Ms. Banda was born in 1997 in Chitera. Her father died when she was 3, leaving her mother to raise two infant girls on her own.

Ms. Banda did well in school, knowing from an early age, she said, that learning was crucial for her future.

“My sister’s experience fueled the burning desire I had for education,” she said. “Whenever I was not in the first position in my class, I had to make sure that I had to be No. 1 in the next school term.”

Outspoken in class, her willingness to ask questions and express herself proved essential when her time came to go to the initiation camp. She refused.

“I simply said no because I knew what I wanted in life, and that was getting an education,” she said.

The women in Chitera labeled her as stubborn and disrespectful of their cultural values. She said she often heard comments like: “Look at you, you’re all grown up. Your little sister has a baby, what about you?” Ms. Banda recalled. “That was what I was dealing with every day. It was not easy.”

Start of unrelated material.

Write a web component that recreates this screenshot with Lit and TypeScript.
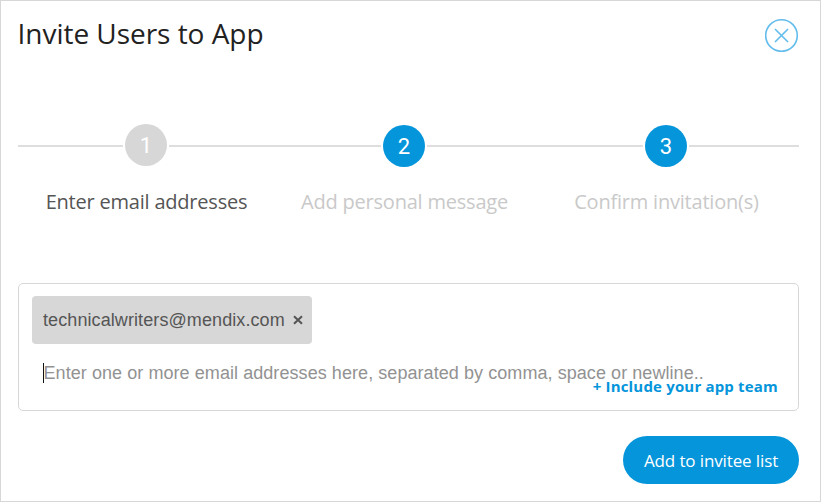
import { LitElement, html, css } from "lit";
import { customElement, property } from "lit/decorators.js";

@customElement("invite-step")
class InviteStep extends LitElement {
  @property({ type: Number }) number = 1;
  @property() label = "";
  @property({ type: Boolean, reflect: true }) active = false;

  static styles = css`
    :host {
      display: flex;
      flex-direction: column;
      align-items: center;
      --dot: #0595db;
      --label: #c9c9c9;
      --lift: 1px;
    }
    :host([active]) {
      --dot: #d7d7d7;
      --label: #555;
      --lift: 2px;
    }
    .rail {
      display: flex;
      align-items: center;
      align-self: stretch;
      gap: 2px;
      height: 44px;
    }
    .line {
      flex: 1;
      height: 2px;
      background: #dedede;
    }
    :host(:last-child) .line:last-child {
      box-shadow: 1px 0 #dedede;
    }
    .dot {
      width: 42px;
      height: 42px;
      margin-bottom: var(--lift);
      border-radius: 50%;
      background: var(--dot);
      color: #fff;
      font: 400 22px/44px Roboto, "Liberation Sans", sans-serif;
      text-align: center;
    }
    .label {
      margin: 20px 0 0 1px;
      font-size: 20px;
      line-height: 28px;
      letter-spacing: -0.21px;
      white-space: nowrap;
      color: var(--label);
    }
  `;

  render() {
    return html`
      <div class="rail">
        <span class="line"></span>
        <span class="dot">${this.number}</span>
        <span class="line"></span>
      </div>
      <div class="label">${this.label}</div>
    `;
  }
}

@customElement("app-root")
class AppRoot extends LitElement {
  static styles = css`
    :host {
      display: block;
      box-sizing: border-box;
      height: 502px;
      padding: 0 21px 0 17px;
      border: 1px solid #d7d7d7;
      background: #fff;
      font-family: "Open Sans", "Noto Sans", sans-serif;
    }
    .header {
      display: flex;
      justify-content: space-between;
      align-items: flex-start;
      height: 123px;
    }
    .title {
      margin: 12px 0 0 -0.5px;
      font-size: 28px;
      font-weight: 400;
      line-height: 40px;
      letter-spacing: -0.03px;
      color: #222;
    }
    .close {
      display: block;
      width: 34px;
      height: 34px;
      margin-top: 17px;
      fill: none;
      stroke: #62bcec;
      stroke-width: 1.6;
    }
    .steps {
      display: grid;
      grid-template-columns: 256px 260px 264px;
    }
    .entry {
      box-sizing: border-box;
      position: relative;
      height: 128px;
      margin-top: 67px;
      padding: 12px 13px;
      border: 1px solid #d7d7d7;
      border-radius: 5px;
      font: 18px/20px "Liberation Sans", Arial, sans-serif;
    }
    .chip {
      box-sizing: border-box;
      display: flex;
      align-items: center;
      justify-content: space-between;
      width: 280px;
      height: 48px;
      padding: 0 9px 0 11px;
      border-radius: 4px;
      background: #d7d7d7;
      color: #555;
      letter-spacing: 0.09px;
    }
    .remove {
      width: 10px;
      height: 10px;
      stroke: #555;
      stroke-width: 2;
    }
    .input {
      display: flex;
      align-items: center;
      margin: 19px 0 0 11px;
      height: 20px;
      color: #929292;
      letter-spacing: 0.065px;
      white-space: nowrap;
    }
    .caret {
      width: 1px;
      height: 20px;
      margin-right: -0.5px;
      background: #111;
    }
    .include {
      position: absolute;
      right: 20px;
      bottom: 14px;
      font: 700 15px/20px "Open Sans", "Noto Sans", sans-serif;
      letter-spacing: 0.18px;
      color: #0595db;
      white-space: nowrap;
    }
    .footer {
      display: flex;
      justify-content: flex-end;
      margin-top: 25px;
    }
    .submit {
      width: 176px;
      height: 48px;
      padding: 2px 0 0;
      border: 0;
      border-radius: 24px;
      background: #0595db;
      color: #fff;
      font: 17px/24px "Open Sans", "Noto Sans", sans-serif;
      letter-spacing: -0.12px;
      white-space: nowrap;
    }
  `;

  render() {
    return html`
      <div class="header">
        <h1 class="title">Invite Users to App</h1>
        <svg class="close" viewBox="0 0 34 34">
          <circle cx="16.5" cy="17.5" r="15.8" />
          <path d="M10 11 23 24M23 11 10 24" />
        </svg>
      </div>
      <div class="steps">
        <invite-step number="1" label="Enter email addresses" active></invite-step>
        <invite-step number="2" label="Add personal message"></invite-step>
        <invite-step number="3" label="Confirm invitation(s)"></invite-step>
      </div>
      <div class="entry">
        <div class="chip">
          <span>technicalwriters@mendix.com</span>
          <svg class="remove" viewBox="0 0 10 10"><path d="M1 1.2 9 8.8M9 1.2 1 8.8" /></svg>
        </div>
        <div class="input">
          <span class="caret"></span>
          <span>Enter one or more email addresses here, separated by comma, space or newline..</span>
        </div>
        <span class="include">+ Include your app team</span>
      </div>
      <div class="footer">
        <button class="submit">Add to invitee list</button>
      </div>
    `;
  }
}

She found support from her teacher at primary school and from people at the Girls Empowerment Network. They helped convince her mother and aunts that she needed to be allowed to make her own decision.

“I was lucky,” Ms. Banda said. “I believe if the Girls Empowerment Network had come earlier in my community, things would have turned out different for my sister, as for my cousins, friends and many girls.”

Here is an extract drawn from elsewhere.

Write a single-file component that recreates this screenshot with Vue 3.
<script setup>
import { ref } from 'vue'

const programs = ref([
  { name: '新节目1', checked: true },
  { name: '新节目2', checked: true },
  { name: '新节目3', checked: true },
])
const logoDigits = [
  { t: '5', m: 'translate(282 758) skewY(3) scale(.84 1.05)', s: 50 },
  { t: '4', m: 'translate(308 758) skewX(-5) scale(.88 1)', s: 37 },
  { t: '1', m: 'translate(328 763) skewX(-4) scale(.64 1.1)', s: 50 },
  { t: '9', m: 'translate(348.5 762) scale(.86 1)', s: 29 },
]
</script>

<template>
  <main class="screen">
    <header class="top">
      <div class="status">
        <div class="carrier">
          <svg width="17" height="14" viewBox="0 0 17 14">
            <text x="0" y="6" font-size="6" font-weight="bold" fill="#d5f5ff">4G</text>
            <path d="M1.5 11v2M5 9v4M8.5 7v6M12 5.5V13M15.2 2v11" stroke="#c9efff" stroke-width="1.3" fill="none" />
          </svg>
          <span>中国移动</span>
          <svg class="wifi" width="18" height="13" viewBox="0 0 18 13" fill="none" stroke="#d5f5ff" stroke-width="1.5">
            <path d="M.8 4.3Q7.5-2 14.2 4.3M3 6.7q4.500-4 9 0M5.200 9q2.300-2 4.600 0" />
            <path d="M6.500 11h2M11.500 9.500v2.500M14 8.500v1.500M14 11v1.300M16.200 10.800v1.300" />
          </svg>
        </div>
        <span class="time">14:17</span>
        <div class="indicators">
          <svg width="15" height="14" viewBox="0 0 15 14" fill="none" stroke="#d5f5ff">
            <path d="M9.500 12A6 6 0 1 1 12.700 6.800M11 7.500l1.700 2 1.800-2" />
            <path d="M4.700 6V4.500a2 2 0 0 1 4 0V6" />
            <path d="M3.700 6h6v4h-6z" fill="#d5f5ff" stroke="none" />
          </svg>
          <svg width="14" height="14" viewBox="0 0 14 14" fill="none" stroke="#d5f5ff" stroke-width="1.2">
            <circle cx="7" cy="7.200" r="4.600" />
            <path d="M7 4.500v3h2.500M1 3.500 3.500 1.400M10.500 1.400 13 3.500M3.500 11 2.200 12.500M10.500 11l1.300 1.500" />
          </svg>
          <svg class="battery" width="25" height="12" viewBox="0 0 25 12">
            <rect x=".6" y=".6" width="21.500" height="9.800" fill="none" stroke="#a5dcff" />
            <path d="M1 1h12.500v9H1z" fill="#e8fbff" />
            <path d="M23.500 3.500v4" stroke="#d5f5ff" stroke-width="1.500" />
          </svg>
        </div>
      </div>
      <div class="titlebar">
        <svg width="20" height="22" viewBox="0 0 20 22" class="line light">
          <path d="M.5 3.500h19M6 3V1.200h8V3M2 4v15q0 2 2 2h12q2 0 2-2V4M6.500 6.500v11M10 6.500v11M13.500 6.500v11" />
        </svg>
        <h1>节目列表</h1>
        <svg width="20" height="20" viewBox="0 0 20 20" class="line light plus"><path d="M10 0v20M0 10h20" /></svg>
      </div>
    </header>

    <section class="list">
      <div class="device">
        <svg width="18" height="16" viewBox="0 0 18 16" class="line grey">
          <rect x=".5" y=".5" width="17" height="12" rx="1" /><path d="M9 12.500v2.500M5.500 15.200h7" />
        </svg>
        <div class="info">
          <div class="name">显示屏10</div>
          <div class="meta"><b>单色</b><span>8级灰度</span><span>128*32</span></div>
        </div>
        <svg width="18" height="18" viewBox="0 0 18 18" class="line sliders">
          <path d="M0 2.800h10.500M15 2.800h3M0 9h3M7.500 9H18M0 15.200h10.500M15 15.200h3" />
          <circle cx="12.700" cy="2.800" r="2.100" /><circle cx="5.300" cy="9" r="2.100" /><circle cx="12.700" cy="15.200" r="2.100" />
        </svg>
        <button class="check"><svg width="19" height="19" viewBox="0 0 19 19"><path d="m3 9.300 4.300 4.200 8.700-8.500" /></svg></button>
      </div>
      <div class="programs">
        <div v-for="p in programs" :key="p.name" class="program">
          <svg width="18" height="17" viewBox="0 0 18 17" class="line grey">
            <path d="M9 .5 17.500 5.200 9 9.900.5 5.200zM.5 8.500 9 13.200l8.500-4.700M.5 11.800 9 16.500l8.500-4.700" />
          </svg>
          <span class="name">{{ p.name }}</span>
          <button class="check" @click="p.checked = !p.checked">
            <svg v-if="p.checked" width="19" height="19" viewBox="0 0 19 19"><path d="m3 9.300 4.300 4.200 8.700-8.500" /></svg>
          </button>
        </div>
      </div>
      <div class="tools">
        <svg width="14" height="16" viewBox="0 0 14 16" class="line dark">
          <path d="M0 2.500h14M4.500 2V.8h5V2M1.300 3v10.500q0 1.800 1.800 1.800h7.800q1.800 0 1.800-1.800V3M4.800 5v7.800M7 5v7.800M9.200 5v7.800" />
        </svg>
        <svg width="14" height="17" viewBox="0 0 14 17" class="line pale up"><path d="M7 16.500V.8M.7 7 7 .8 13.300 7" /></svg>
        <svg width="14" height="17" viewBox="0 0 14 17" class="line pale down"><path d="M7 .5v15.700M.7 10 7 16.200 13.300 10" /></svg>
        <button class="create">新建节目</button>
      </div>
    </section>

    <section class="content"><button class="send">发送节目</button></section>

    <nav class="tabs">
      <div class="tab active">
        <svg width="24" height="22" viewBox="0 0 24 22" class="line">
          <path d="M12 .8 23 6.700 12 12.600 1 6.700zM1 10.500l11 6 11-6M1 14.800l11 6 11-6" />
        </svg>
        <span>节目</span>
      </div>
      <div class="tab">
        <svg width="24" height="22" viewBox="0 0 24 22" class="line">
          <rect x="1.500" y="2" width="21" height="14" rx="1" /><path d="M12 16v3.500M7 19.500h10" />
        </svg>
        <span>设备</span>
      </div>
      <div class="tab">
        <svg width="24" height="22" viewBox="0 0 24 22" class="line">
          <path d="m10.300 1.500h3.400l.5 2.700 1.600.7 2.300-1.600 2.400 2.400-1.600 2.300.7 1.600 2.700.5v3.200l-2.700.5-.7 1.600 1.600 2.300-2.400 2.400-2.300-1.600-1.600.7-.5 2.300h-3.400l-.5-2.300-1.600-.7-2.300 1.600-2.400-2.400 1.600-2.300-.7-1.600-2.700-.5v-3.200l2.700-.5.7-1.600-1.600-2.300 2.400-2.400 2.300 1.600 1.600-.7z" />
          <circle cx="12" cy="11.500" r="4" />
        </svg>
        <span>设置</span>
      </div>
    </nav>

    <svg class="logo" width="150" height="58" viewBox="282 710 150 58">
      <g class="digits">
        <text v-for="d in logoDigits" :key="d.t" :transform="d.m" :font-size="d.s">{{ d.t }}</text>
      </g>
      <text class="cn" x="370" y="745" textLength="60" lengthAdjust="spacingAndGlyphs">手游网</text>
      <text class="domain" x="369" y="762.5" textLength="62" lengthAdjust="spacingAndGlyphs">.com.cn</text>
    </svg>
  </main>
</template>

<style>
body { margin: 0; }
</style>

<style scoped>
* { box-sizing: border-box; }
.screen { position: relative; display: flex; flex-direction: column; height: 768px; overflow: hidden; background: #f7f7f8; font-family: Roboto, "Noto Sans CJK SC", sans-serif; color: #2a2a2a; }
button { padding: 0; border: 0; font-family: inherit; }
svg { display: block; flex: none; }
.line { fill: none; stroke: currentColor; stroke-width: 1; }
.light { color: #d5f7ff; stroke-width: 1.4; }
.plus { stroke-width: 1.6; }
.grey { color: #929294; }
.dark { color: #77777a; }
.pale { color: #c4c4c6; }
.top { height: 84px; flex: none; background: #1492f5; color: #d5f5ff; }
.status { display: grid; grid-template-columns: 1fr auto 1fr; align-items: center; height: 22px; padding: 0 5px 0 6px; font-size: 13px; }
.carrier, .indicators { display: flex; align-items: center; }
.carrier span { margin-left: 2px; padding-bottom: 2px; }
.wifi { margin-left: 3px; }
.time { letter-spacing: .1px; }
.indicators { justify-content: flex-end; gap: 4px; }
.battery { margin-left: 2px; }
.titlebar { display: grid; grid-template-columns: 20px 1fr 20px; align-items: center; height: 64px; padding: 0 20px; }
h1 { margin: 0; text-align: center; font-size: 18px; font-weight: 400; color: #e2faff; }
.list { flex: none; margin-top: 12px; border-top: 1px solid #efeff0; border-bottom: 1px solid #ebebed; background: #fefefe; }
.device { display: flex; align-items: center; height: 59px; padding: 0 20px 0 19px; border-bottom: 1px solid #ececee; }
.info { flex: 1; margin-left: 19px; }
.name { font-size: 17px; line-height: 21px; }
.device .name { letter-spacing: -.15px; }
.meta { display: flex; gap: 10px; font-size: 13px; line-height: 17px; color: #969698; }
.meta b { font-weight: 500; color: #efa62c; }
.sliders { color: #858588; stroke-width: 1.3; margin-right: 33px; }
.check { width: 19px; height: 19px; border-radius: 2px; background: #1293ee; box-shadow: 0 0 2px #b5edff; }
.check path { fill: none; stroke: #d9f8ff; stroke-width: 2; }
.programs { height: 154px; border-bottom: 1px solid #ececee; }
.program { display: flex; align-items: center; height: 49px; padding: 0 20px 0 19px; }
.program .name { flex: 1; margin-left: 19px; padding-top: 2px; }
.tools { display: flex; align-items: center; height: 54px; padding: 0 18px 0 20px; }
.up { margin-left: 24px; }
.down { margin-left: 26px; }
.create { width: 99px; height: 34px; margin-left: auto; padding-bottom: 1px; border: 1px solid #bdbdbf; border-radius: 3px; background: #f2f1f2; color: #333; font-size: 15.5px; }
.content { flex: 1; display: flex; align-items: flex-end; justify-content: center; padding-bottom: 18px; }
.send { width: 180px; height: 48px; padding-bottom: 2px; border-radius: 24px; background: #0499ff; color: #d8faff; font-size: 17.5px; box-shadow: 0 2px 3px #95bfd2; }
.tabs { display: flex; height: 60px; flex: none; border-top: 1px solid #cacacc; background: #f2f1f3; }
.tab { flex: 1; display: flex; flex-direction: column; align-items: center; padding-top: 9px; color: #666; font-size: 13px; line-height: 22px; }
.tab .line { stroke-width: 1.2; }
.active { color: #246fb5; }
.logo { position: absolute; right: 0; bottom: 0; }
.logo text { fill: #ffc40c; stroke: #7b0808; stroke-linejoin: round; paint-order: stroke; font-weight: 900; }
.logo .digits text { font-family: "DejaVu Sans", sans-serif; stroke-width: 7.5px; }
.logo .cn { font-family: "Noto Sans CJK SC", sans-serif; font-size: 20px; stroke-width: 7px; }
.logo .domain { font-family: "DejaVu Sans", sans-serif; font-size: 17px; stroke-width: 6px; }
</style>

Ms. Banda stayed in school, earning an undergraduate degree in development studies. She recently completed her master’s degree in project management.

She now works in Ntcheu, Malawi, with Save the Children International while running her own children’s rights nonprofit in Lilongwe. Malawi’s capital.

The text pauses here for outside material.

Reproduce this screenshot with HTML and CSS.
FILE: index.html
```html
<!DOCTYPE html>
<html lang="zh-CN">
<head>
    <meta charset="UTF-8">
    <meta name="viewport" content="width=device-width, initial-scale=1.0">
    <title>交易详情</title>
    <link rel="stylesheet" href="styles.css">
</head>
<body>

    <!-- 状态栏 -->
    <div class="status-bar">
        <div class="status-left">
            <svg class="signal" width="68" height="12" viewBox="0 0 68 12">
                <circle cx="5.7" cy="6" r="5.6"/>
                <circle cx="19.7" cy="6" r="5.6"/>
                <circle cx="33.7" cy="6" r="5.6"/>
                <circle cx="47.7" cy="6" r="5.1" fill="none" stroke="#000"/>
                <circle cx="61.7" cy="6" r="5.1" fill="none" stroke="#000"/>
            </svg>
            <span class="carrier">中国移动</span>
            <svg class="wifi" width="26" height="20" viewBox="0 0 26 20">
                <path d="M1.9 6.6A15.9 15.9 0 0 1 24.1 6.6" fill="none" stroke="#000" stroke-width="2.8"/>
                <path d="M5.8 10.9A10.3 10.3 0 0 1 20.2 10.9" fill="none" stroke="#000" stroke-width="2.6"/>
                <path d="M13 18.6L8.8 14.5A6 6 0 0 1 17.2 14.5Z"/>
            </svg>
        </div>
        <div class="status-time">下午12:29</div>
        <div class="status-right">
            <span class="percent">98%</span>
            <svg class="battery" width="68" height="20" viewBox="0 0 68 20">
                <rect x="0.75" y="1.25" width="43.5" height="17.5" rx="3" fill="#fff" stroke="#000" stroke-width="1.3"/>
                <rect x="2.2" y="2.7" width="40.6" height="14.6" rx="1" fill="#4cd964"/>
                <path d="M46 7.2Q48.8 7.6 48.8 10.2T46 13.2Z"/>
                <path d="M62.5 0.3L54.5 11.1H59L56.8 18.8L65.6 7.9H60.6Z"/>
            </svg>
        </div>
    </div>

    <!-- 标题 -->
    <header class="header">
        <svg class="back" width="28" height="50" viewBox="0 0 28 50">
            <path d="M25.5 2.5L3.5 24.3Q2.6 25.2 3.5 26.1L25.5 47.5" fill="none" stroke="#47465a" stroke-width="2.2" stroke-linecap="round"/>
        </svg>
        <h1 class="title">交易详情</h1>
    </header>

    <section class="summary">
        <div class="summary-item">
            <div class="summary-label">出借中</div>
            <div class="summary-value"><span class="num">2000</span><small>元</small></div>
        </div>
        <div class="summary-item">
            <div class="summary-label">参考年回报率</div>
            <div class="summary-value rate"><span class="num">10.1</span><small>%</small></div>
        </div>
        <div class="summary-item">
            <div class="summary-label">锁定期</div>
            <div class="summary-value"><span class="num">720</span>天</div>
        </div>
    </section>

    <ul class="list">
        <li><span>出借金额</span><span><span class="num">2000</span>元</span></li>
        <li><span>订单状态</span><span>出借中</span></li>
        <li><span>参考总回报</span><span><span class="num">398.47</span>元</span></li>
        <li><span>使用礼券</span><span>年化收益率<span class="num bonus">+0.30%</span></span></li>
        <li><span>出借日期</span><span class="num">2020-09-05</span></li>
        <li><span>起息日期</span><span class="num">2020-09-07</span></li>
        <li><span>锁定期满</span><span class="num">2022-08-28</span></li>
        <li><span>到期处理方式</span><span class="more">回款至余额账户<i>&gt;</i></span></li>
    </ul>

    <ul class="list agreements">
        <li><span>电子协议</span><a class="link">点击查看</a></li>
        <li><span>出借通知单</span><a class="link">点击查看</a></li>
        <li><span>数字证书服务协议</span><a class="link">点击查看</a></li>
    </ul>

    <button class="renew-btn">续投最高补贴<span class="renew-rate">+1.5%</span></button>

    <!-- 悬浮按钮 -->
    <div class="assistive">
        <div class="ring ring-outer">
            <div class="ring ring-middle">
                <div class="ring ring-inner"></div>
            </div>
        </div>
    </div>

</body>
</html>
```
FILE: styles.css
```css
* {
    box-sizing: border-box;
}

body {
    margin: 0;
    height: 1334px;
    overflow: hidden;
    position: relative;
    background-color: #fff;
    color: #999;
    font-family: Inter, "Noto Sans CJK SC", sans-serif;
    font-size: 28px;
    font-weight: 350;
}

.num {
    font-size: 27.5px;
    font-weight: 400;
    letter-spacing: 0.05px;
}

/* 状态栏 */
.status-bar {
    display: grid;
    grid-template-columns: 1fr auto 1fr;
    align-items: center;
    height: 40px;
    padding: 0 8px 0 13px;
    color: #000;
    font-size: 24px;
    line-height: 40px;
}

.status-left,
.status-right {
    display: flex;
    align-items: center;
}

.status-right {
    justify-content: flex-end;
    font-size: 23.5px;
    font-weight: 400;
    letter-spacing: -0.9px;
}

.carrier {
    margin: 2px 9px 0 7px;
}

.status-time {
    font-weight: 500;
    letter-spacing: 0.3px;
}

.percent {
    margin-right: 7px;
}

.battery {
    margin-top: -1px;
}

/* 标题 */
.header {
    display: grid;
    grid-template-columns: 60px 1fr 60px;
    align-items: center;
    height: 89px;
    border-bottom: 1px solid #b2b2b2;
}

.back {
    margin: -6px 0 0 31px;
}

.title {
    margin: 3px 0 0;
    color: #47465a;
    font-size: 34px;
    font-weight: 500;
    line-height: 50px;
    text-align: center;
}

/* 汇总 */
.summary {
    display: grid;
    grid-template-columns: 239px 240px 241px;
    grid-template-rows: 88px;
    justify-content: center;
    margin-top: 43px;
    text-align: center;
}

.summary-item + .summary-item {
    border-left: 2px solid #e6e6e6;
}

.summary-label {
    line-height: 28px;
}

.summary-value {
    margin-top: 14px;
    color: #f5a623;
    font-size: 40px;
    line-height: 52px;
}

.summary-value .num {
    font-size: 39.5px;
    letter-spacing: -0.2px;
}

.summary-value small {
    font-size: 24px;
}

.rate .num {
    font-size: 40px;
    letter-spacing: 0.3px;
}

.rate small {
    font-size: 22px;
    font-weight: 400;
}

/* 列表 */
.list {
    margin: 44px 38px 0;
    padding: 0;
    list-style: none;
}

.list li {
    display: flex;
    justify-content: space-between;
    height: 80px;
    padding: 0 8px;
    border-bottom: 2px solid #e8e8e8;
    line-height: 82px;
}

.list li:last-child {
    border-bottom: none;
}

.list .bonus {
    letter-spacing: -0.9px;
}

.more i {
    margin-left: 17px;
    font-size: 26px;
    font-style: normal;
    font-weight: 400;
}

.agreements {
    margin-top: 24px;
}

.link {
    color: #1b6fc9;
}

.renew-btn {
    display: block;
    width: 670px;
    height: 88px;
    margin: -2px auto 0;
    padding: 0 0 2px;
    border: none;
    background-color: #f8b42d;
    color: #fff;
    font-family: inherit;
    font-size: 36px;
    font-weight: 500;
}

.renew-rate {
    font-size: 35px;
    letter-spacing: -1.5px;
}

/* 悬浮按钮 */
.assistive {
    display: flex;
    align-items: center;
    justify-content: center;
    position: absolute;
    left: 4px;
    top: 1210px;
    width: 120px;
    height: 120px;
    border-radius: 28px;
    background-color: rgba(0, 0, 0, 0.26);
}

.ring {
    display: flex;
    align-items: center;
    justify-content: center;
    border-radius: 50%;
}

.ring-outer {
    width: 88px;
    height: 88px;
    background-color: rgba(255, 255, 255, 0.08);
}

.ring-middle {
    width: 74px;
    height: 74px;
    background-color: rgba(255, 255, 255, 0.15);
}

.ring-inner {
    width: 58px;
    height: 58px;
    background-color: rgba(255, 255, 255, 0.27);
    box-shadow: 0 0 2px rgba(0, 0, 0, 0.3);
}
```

As much as she has accomplished, Ms. Banda is aware there is much left to do.

“Some of the girls that we have managed to pull out of early marriage, ended up getting back into those marriages because of poverty,” Ms. Banda said. “They have no financial support, and their parents cannot take care of them when they return home.”

She noted that child marriage is a multidimensional problem that requires a multidimensional solution of scholarships, economic opportunities, child protection structures at the community level and “changing the way families and communities view the problems,” she said.

Ms. Banda is currently lobbying Malawi’s Ministry of Gender to set up a “girls fund” to help provide economic opportunities to those most vulnerable to a childhood marriage.

For her sister, the first, forced marriage didn’t last. While now remarried to a man she chose as an adult, her childhood trauma disrupted her education and ended her ambitions of becoming a teacher.

Ms. Banda’s next move is to set up a vocational school for girls through her nonprofit, aimed at providing job skills to those like her sister unable to go beyond secondary school.

“All I want is for girls to live in an equal and safe society,” she said. “Is that too much to ask?”